The storage nodes are equally distributed throughout the globe so that no group of nodes from a single geographic area (patches) could obstruct the P2P network’s data availability (Geolocation Sharding).

Hence, Uniris network is prone to geo-political, natural disasters. No matter what happens to the network due to external/internal factors the data availability is 100%.
Storage Nodes for a Transaction Chain are chosen from different Patches

Part 4

To conclude,

Transactions Chains => divide blockchain into tiny blockchains

ARCH Consensus => to validate a transaction, randomly selected 200 nodes out of 100000 nodes to validate the transaction instead of all the nodes in the network.

Storage => store the Transaction Chain in a very few nodes, where the nodes selected are equally distributed throughout the globe (this is still a random selection of storage nodes ensuring every storage node to store transaction chain)
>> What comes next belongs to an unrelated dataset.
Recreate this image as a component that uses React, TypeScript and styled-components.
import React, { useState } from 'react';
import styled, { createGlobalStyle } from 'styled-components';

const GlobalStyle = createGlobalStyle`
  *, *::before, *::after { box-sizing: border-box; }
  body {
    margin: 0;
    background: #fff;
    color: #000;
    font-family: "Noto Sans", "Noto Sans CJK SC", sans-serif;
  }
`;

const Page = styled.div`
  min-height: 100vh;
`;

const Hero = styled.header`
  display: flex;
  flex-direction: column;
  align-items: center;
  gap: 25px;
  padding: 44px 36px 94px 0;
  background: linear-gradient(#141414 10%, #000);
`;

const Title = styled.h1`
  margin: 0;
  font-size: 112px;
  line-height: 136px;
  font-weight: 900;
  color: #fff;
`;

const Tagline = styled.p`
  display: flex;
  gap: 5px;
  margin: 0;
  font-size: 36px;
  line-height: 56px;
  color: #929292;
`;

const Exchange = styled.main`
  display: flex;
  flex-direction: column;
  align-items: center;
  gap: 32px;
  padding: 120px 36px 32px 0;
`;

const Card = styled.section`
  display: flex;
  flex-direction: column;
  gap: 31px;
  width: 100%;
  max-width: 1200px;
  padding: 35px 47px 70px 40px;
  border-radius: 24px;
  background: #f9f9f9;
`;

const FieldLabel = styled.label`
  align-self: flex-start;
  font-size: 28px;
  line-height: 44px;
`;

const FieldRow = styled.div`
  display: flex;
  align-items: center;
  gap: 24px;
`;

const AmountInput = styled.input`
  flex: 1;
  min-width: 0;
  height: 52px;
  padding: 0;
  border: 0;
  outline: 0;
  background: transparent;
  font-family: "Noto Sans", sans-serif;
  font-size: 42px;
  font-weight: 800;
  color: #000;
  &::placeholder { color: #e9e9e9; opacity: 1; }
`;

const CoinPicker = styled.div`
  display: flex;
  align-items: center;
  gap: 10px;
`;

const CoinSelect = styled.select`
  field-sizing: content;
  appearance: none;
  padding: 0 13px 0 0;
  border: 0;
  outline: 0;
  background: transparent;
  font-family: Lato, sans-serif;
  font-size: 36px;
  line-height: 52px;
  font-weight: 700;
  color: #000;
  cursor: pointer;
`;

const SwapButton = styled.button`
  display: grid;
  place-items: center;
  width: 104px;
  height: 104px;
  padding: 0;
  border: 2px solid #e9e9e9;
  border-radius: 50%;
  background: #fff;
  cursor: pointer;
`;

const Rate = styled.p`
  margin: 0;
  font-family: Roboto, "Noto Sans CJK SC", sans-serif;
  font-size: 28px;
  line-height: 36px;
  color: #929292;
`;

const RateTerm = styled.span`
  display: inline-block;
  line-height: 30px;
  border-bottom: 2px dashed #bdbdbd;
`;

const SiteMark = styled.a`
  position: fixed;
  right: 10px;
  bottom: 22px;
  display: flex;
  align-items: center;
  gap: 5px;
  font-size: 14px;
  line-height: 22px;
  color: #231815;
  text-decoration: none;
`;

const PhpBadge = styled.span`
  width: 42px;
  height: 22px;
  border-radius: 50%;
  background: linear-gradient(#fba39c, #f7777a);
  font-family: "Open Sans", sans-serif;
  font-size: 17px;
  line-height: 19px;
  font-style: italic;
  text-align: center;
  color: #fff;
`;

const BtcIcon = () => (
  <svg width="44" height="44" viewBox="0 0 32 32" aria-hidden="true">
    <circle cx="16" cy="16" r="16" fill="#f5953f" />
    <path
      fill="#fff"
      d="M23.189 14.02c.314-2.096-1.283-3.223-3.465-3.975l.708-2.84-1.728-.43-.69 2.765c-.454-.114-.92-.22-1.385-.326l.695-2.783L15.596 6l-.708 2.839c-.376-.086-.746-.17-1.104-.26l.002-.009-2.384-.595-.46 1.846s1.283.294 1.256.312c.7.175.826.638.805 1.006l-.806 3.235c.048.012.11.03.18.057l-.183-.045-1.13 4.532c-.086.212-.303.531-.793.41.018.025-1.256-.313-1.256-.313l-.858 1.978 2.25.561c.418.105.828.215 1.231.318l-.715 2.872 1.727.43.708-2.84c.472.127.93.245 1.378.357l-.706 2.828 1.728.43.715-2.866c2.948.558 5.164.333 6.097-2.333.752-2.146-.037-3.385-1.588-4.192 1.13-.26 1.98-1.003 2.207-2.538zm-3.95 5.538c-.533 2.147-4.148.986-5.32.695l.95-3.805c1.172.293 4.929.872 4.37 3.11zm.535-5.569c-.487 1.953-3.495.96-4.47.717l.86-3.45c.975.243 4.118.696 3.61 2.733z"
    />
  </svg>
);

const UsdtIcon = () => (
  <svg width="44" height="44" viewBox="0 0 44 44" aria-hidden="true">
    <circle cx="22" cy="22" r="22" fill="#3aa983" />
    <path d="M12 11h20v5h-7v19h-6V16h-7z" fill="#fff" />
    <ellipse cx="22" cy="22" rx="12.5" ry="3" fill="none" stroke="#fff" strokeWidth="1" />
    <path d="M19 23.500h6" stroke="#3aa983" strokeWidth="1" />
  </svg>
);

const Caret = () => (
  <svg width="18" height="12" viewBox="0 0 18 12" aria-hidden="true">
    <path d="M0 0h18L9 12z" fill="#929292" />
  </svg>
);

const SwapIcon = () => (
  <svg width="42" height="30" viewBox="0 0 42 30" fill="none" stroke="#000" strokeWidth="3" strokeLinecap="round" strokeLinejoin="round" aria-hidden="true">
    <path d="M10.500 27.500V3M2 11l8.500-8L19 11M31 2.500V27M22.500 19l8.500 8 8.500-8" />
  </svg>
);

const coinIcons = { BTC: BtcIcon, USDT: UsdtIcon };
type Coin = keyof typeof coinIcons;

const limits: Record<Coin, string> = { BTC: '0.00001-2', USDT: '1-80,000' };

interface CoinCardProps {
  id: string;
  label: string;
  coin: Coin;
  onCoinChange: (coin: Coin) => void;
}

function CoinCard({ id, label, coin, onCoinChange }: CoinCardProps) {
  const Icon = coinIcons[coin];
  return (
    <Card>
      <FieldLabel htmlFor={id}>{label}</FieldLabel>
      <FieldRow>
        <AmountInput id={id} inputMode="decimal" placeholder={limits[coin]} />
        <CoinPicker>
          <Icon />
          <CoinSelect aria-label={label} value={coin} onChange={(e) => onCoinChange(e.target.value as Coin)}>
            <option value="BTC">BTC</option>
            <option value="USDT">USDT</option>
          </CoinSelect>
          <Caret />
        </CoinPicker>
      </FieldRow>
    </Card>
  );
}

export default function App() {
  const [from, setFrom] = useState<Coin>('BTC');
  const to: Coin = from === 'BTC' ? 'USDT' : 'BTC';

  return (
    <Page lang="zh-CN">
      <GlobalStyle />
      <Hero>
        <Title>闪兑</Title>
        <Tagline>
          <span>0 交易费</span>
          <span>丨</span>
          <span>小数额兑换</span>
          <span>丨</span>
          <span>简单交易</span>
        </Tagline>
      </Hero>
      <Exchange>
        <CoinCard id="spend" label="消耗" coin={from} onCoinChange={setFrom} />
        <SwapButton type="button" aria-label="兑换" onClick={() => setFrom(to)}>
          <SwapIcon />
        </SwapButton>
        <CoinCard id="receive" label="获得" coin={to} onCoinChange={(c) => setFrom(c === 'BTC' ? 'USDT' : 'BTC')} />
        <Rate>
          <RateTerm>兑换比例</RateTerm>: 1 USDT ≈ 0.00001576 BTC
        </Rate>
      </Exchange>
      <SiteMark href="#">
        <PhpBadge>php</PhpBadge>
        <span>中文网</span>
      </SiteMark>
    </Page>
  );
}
One Million Transactions Per Second (PROOF) => Consider 10 nodes are dedicated for 10 seconds to validate and replicate a transaction (even though the current figures for validation of a transaction are less than 1 second for a single node and around 100 ms for the replication)
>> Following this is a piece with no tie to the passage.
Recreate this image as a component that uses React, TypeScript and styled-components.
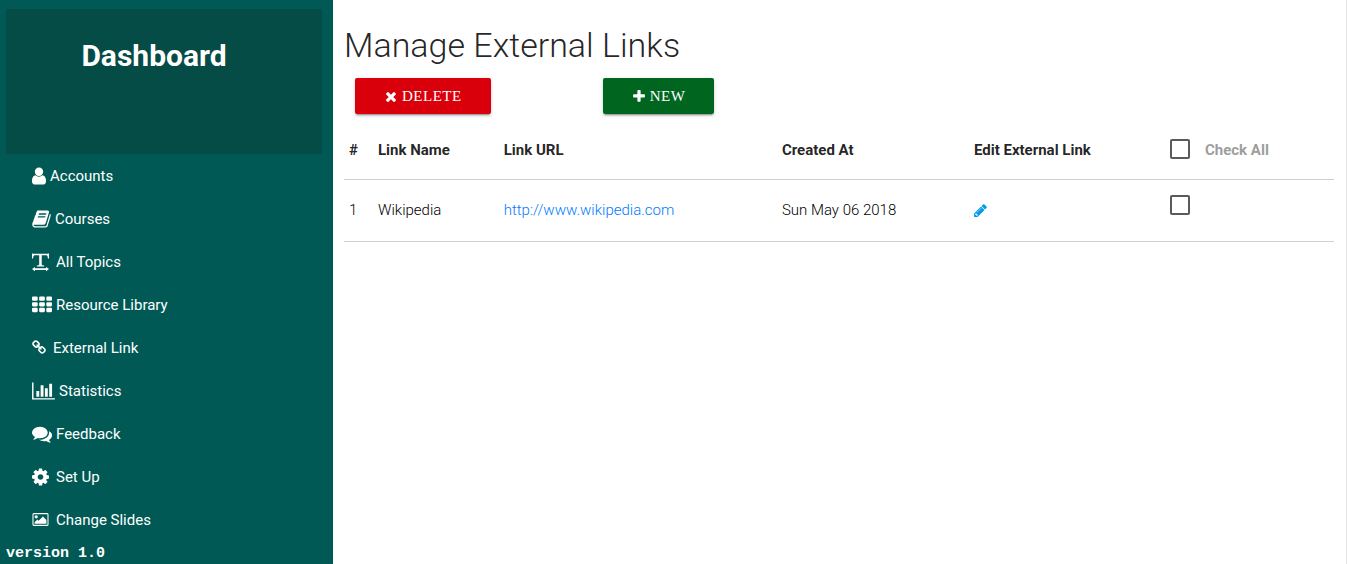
import React from "react";
import styled, { createGlobalStyle } from "styled-components";

const GlobalStyle = createGlobalStyle`
  *, *::before, *::after { box-sizing: border-box; }
  body {
    margin: 0;
    background: #fff;
    color: rgba(0, 0, 0, 0.87);
    font-family: Roboto, "Liberation Sans", sans-serif;
    font-size: 15px;
    line-height: 22px;
  }
`;

const Page = styled.div`
  display: flex;
  min-height: 100vh;
  padding-right: 1px;
`;

const Sidebar = styled.aside`
  display: flex;
  flex-direction: column;
  flex: 0 0 333px;
  padding: 9px 11px 0 6px;
  background: #005955;
  color: #fff;
`;

const Profile = styled.div`
  height: 145px;
  padding: 27px 20px 0 0;
  background: #054b46;
  text-align: center;
`;

const Brand = styled.h2`
  margin: 0;
  font-size: 30px;
  font-weight: 700;
  line-height: 40px;
`;

const Menu = styled.ul`
  margin: 0;
  padding: 0 0 0 26px;
  list-style: none;
`;

const MenuLink = styled.a<{ $gap: number }>`
  display: flex;
  align-items: center;
  gap: ${(p) => p.$gap}px;
  height: 43px;
  color: #fff;
  text-decoration: none;
`;

const Version = styled.small`
  font: bold 15px/26px "Liberation Mono", monospace;
`;

const Main = styled.main`
  flex: 1;
  min-width: 0;
  padding: 24px 12px 0 11px;
  border-right: 1px solid #e4e4e4;
`;

const Title = styled.h1`
  margin: 0 0 12px;
  font-size: 34px;
  font-weight: 300;
  line-height: 42px;
`;

const Actions = styled.div`
  display: flex;
  gap: 112px;
  padding-left: 11px;
  margin-bottom: 8px;
`;

const ActionButton = styled.button<{ $color: string }>`
  display: flex;
  align-items: center;
  gap: 5px;
  height: 36px;
  padding: 0 29px 0 30px;
  border: 0;
  border-radius: 2px;
  background: ${(p) => p.$color};
  box-shadow: 0 2px 2px 0 rgba(0, 0, 0, 0.14), 0 1px 5px 0 rgba(0, 0, 0, 0.12),
    0 3px 1px -2px rgba(0, 0, 0, 0.2);
  color: #fff;
  font: 15px/36px "Liberation Serif", serif;
  letter-spacing: 0.5px;
  text-transform: uppercase;
  cursor: pointer;
`;

const Table = styled.table`
  width: 100%;
  table-layout: fixed;
  border-collapse: collapse;
`;

const Column = styled.col<{ $width?: string }>`
  width: ${(p) => p.$width ?? "auto"};
`;

const Row = styled.tr<{ $height: number }>`
  height: ${(p) => p.$height}px;
  border-bottom: 1px solid #d0d0d0;
`;

const HeadCell = styled.th`
  padding: 0 5px;
  font-weight: 700;
  text-align: left;
`;

const Cell = styled.td`
  padding: 0 5px;
  color: #000;
  font-weight: 300;
`;

const UrlLink = styled.a`
  color: #007bff;
  text-decoration: none;
`;

const EditLink = styled.a`
  display: flex;
  color: #039be5;
`;

const CheckLabel = styled.label`
  display: flex;
  align-items: center;
  gap: 15px;
  color: #9e9e9e;
`;

const Checkbox = styled.input`
  appearance: none;
  display: block;
  width: 20px;
  height: 20px;
  margin: 0 0 3px;
  border: 2px solid #5a5a5a;
  border-radius: 2px;
  background: #fff;
  &:checked { background: #26a69a; }
`;

const RowCheckbox = styled(Checkbox)`
  margin-bottom: 10px;
`;

const Svg = styled.svg`
  flex: none;
  display: block;
  fill: currentColor;
`;

const icons = {
  user: { w: 1280, x: 256, d: "M1536 1399q0 109-62.5 187t-150.5 78h-854q-88 0-150.5-78t-62.5-187q0-85 8.5-160.5t31.5-152 58.5-131 94-89 134.5-34.5q131 128 313 128t313-128q76 0 134.5 34.5t94 89 58.5 131 31.5 152 8.5 160.5zm-256-887q0 159-112.5 271.5t-271.5 112.5-271.5-112.5-112.5-271.5 112.5-271.5 271.5-112.5 271.5 112.5 112.5 271.5z" },
  book: { w: 1664, x: 64, d: "M1703 478q40 57 18 129l-275 906q-19 64-76.5 107.5t-122.5 43.5h-923q-77 0-148.5-53.5t-99.5-131.5q-24-67-2-127 0-4 3-27t4-37q1-8-3-21.5t-3-19.5q2-11 8-21t16.5-23.5 16.5-23.5q23-38 45-91.5t30-91.5q3-10 .5-30t-.5-28q3-11 17-28t17-23q21-36 42-92t25-90q1-9-2.5-32t.5-28q4-13 22-30.5t22-22.5q19-26 42.5-84.5t27.5-96.5q1-8-3-25.5t-2-26.5q2-8 9-18t18-23 17-21q8-12 16.5-30.5t15-35 16-36 19.5-32 26.5-23.5 36-11.5 47.5 5.5l-1 3q38-9 51-9h761q74 0 114 56t18 130l-274 906q-36 119-71.5 153.5t-128.5 34.5h-869q-27 0-38 15-11 16-1 43 24 70 144 70h923q29 0 56-15.5t35-41.5l300-987q7-22 5-57 38 15 59 43zm-1064 2q-4 13 2 22.5t20 9.5h608q13 0 25.5-9.5t16.5-22.5l21-64q4-13-2-22.5t-20-9.5h-608q-13 0-25.5 9.5t-16.5 22.5zm-83 256q-4 13 2 22.5t20 9.5h608q13 0 25.5-9.5t16.5-22.5l21-64q4-13-2-22.5t-20-9.5h-608q-13 0-25.5 9.5t-16.5 22.5z" },
  textWidth: { w: 1536, x: 0, d: "M0 128H80L120 150H1420L1460 128H1536V580H1440Q1410 290 1330 290H880V1120Q880 1200 1100 1220V1310H440V1220Q650 1200 650 1120V290H210Q130 290 90 580H0ZM0 1530 270 1340V1460H1266V1340L1536 1530 1266 1730V1610H270V1730Z" },
  th: { w: 1792, x: 0, d: [256, 768, 1280].flatMap((y) => [0, 640, 1280].map((x) => `M${x + 96} ${y - 128}h320q96 0 96 96v192q0 96-96 96h-320q-96 0-96-96v-192q0-96 96-96z`)).join("") },
  link: { w: 1664, x: 64, d: "M1520 1216q0-40-28-68l-208-208q-28-28-68-28-42 0-72 32 3 3 19 18.5t21.5 21.5 15 19 13 25.5 3.5 27.5q0 40-28 68t-68 28q-15 0-27.5-3.5t-25.5-13-19-15-21.5-21.5-18.5-19q-33 31-33 73 0 40 28 68l206 207q27 27 68 27 40 0 68-26l147-146q28-28 28-67zm-703-705q0-40-28-68l-206-207q-28-28-68-28-39 0-68 27l-147 146q-28 28-28 67 0 40 28 68l208 208q27 27 68 27 42 0 72-31-3-3-19-18.5t-21.5-21.5-15-19-13-25.5-3.5-27.5q0-40 28-68t68-28q15 0 27.5 3.5t25.5 13 19 15 21.5 21.5 18.5 19q33-31 33-73zm895 705q0 120-85 203l-147 146q-83 83-203 83-121 0-204-85l-206-207q-83-83-83-203 0-123 88-209l-88-88q-86 88-208 88-120 0-204-84l-208-208q-84-84-84-204t85-203l147-146q83-83 203-83 121 0 204 85l206 207q83 83 83 203 0 123-88 209l88 88q86-88 208-88 120 0 204 84l208 208q84 84 84 204z" },
  chart: { w: 2048, x: 0, d: "M640 896v512h-256v-512h256zm384-512v1024h-256v-1024h256zm1024 1152v128h-2048v-1536h128v1408h1920zm-640-896v768h-256v-768h256zm384-384v1152h-256v-1152h256z" },
  comments: { w: 1792, x: 0, d: "M1408 768q0 139-94 257t-256.5 186.5-353.5 68.5q-86 0-176-16-124 88-278 128-36 9-86 16h-3q-11 0-20.5-8t-11.5-21q-1-3-1-6.5t.5-6.5 2-6l2.5-5t3.5-5.5 4-5 4.5-5 4-4.5q5-6 23-25t26-29.5 22.5-29 25-38.5 20.5-44q-124-72-195-177t-71-224q0-139 94-257t256.5-186.5 353.5-68.5 353.5 68.5 256.5 186.5 94 257zm384 256q0 120-71 224.5t-195 176.5q10 24 20.5 44t25 38.5 22.5 29 26 29.5 23 25q1 1 4 4.5t4.5 5 4 5 3.5 5.5l2.5 5t2 6 .5 6.5-1 6.5q-3 14-13 22t-22 7q-50-7-86-16-154-40-278-128-90 16-176 16-271 0-472-132 58 4 88 4 161 0 309-45t264-129q125-92 192-212t67-254q0-77-23-152 129 71 204 178t75 230z" },
  cog: { w: 1536, x: 128, d: "M1152 896q0-106-75-181t-181-75-181 75-75 181 75 181 181 75 181-75 75-181zm512-109v222q0 12-8 23t-20 13l-185 28q-19 54-39 91 35 50 107 138 10 12 10 25t-9 23q-27 37-99 108t-94 71q-12 0-26-9l-138-108q-44 23-91 38-16 136-29 186-7 28-36 28h-222q-14 0-24.5-8.5t-11.5-21.5l-28-184q-49-16-90-37l-141 107q-10 9-25 9-14 0-25-11-126-114-165-168-7-10-7-23 0-12 8-23 15-21 51-66.5t54-70.5q-27-50-41-99l-183-27q-13-2-21-12.5t-8-23.5v-222q0-12 8-23t19-13l186-28q14-46 39-92-40-57-107-138-10-12-10-24 0-10 9-23 26-36 98.5-107.5t94.5-71.5q13 0 26 10l138 107q44-23 91-38 16-136 29-186 7-28 36-28h222q14 0 24.5 8.5t11.5 21.5l28 184q49 16 90 37l142-107q9-9 24-9 13 0 25 10 129 119 165 170 7 8 7 22 0 12-8 23-15 21-51 66.5t-54 70.5q26 50 41 98l183 28q13 2 21 12.5t8 23.5z" },
  image: { w: 1984, x: 32, d: "M704 576q0 80-56 136t-136 56-136-56-56-136 56-136 136-56 136 56 56 136zm1024 384v448h-1408v-192l320-320 160 160 512-512zm96-704h-1600q-13 0-22.5 9.5t-9.5 22.5v1216q0 13 9.5 22.5t22.5 9.5h1600q13 0 22.5-9.5t9.5-22.5v-1216q0-13-9.5-22.5t-22.5-9.5zm160 32v1216q0 66-47 113t-113 47h-1600q-66 0-113-47t-47-113v-1216q0-66 47-113t113-47h1600q66 0 113 47t47 113z" },
  times: { w: 1408, x: 192, d: "M1490 1322q0 40-28 68l-136 136q-28 28-68 28t-68-28l-294-294-294 294q-28 28-68 28t-68-28l-136-136q-28-28-28-68t28-68l294-294-294-294q-28-28-28-68t28-68l136-136q28-28 68-28t68 28l294 294 294-294q28-28 68-28t68 28l136 136q28 28 28 68t-28 68l-294 294 294 294q28 28 28 68z" },
  plus: { w: 1408, x: 192, d: "M1600 736v192q0 40-28 68t-68 28h-416v416q0 40-28 68t-68 28h-192q-40 0-68-28t-28-68v-416h-416q-40 0-68-28t-28-68v-192q0-40 28-68t68-28h416v-416q0-40 28-68t68-28h192q40 0 68 28t28 68v416h416q40 0 68 28t28 68z" },
  pencil: { w: 1536, x: 128, d: "M491 1536l91-91-235-235-91 91v107h128v128h107zm523-928q0-22-22-22-10 0-17 7l-542 542q-7 7-7 17 0 22 22 22 10 0 17-7l542-542q7-7 7-17zm-54-192l416 416-832 832h-416v-416zm683 96q0 53-37 90l-166 166-416-416 166-165q36-38 90-38 53 0 91 38l235 234q37 39 37 91z" },
};

type IconName = keyof typeof icons;

function Icon({ name, size }: { name: IconName; size: number }) {
  const { w, x, d } = icons[name];
  return (
    <Svg
      width={Math.round((w * size) / 1792)}
      height={size}
      viewBox={`${x} 0 ${w} 1792`}
      aria-hidden="true"
    >
      <path d={d} />
    </Svg>
  );
}

const menu: { icon: IconName; label: string; size: number; gap: number }[] = [
  { icon: "user", label: "Accounts", size: 20, gap: 4 },
  { icon: "book", label: "Courses", size: 20, gap: 4 },
  { icon: "textWidth", label: "All Topics", size: 20, gap: 7 },
  { icon: "th", label: "Resource Library", size: 20, gap: 4 },
  { icon: "link", label: "External Link", size: 15, gap: 7 },
  { icon: "chart", label: "Statistics", size: 20, gap: 4 },
  { icon: "comments", label: "Feedback", size: 20, gap: 4 },
  { icon: "cog", label: "Set Up", size: 20, gap: 7 },
  { icon: "image", label: "Change Slides", size: 15, gap: 7 },
];

const links = [
  { name: "Wikipedia", url: "http://www.wikipedia.com", created: "Sun May 06 2018" },
];

export default function App() {
  return (
    <Page>
      <GlobalStyle />
      <Sidebar>
        <Profile>
          <Brand>Dashboard</Brand>
        </Profile>
        <nav>
          <Menu>
            {menu.map((item) => (
              <li key={item.label}>
                <MenuLink href="#" $gap={item.gap}>
                  <Icon name={item.icon} size={item.size} />
                  {item.label}
                </MenuLink>
              </li>
            ))}
          </Menu>
        </nav>
        <Version>version 1.0</Version>
      </Sidebar>
      <Main>
        <Title>Manage External Links</Title>
        <Actions>
          <ActionButton type="button" $color="#d9000b">
            <Icon name="times" size={15} />
            Delete
          </ActionButton>
          <ActionButton type="button" $color="#00661f">
            <Icon name="plus" size={15} />
            New
          </ActionButton>
        </Actions>
        <Table>
          <colgroup>
            <Column $width="29px" />
            <Column $width="12.7%" />
            <Column $width="28.1%" />
            <Column $width="19.4%" />
            <Column $width="19.8%" />
            <Column />
          </colgroup>
          <thead>
            <Row $height={57}>
              <HeadCell scope="col">#</HeadCell>
              <HeadCell scope="col">Link Name</HeadCell>
              <HeadCell scope="col">Link URL</HeadCell>
              <HeadCell scope="col">Created At</HeadCell>
              <HeadCell scope="col">Edit External Link</HeadCell>
              <HeadCell scope="col">
                <CheckLabel>
                  <Checkbox type="checkbox" />
                  Check All
                </CheckLabel>
              </HeadCell>
            </Row>
          </thead>
          <tbody>
            {links.map((link, index) => (
              <Row key={link.url} $height={62}>
                <Cell>{index + 1}</Cell>
                <Cell>{link.name}</Cell>
                <Cell>
                  <UrlLink href={link.url}>{link.url}</UrlLink>
                </Cell>
                <Cell>{link.created}</Cell>
                <Cell>
                  <EditLink href="#" aria-label={`Edit ${link.name}`}>
                    <Icon name="pencil" size={15} />
                  </EditLink>
                </Cell>
                <Cell>
                  <RowCheckbox type="checkbox" aria-label={`Select ${link.name}`} />
                </Cell>
              </Row>
            ))}
          </tbody>
        </Table>
      </Main>
    </Page>
  );
}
A laptop/pc with 4 cores, can handle approximately 1000 transactions parallelly. That is to say a transaction validation is so lite that only 0.1% of the computational power is consumed.  

Hence 10,000 nodes for 10 seconds can validate 10,000,000 transactions

Then the Transactions Per Second (TPS) => 1 Million

“Randomness brings order in the P2P network and hence ensures constant Entropy”
Uniris TPS = Number of Nodes in the Network * 100 

Uniris is not only a pioneer in scalability, but also in

Traceability => Zero knowledge proof
Decentralized => Randomness ensures complete decentralization
Sustainable and Green Solution => Energy consumption is 3.6 billion times less energy consumption than Bitcoin
Physical and Cyber Access Management  => Uniris blockchain is coupled with 'Public Biometric Identification' (Patented)
DApps Compatibility => Market Place, Identity Management,  etc.